Henrik Haraldsson and Mattias Ohlsson
A Fuzzy Matching Approach to Multiple Structure Alignment of Proteins


Abstract
Motivation: Comparing protein structures is important for understanding the relationships between sequence, structure and function. With the increasing number of experimentally determined protein structures, an automated algorithm that can perform structure alignment of many proteins is therefore highly advantageous.

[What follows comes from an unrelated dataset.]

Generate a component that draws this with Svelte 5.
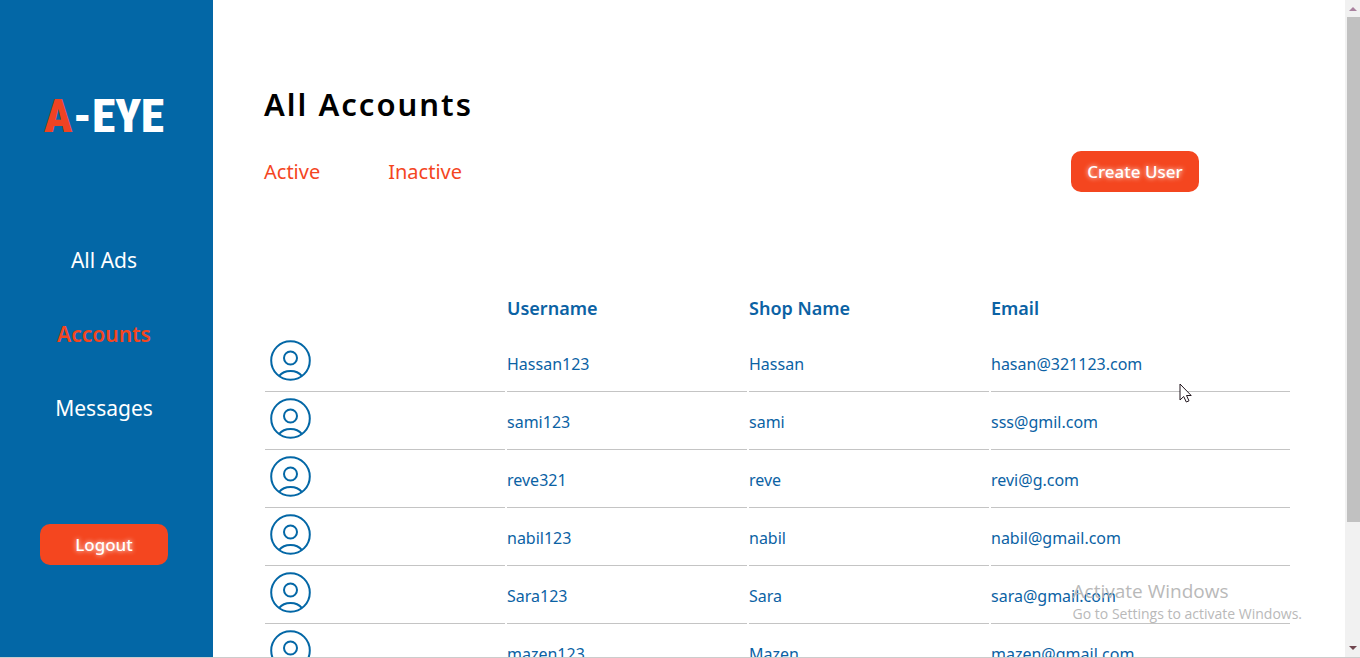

Results: We present a novel approach for multiple structure alignment of proteins based on fuzzy pairwise alignments of each protein to a virtual consensus chain. These alignments are alternated with translations and rotations of the proteins onto the consensus structure, and with updating each consensus atom by moving it to the middle of the protein atoms aligned to it. The pairwise alignments use mean-field annealing optimization of fuzzy alignment variables, based on a cost expressed in terms of distances between aligned atoms and of gaps. No initialization in terms of all-to-all protein alignments is needed, and the only information required is the 3-D coordinates of the $C_\alpha$ atoms. The CPU consumption is modest, and scales approximately linearly with the number of proteins to align. Our approach is tested against a set of protein families from the \textsc{Homstrad} database, and against a multiple structure alignment algorithm based on Monte Carlo techniques, with good results.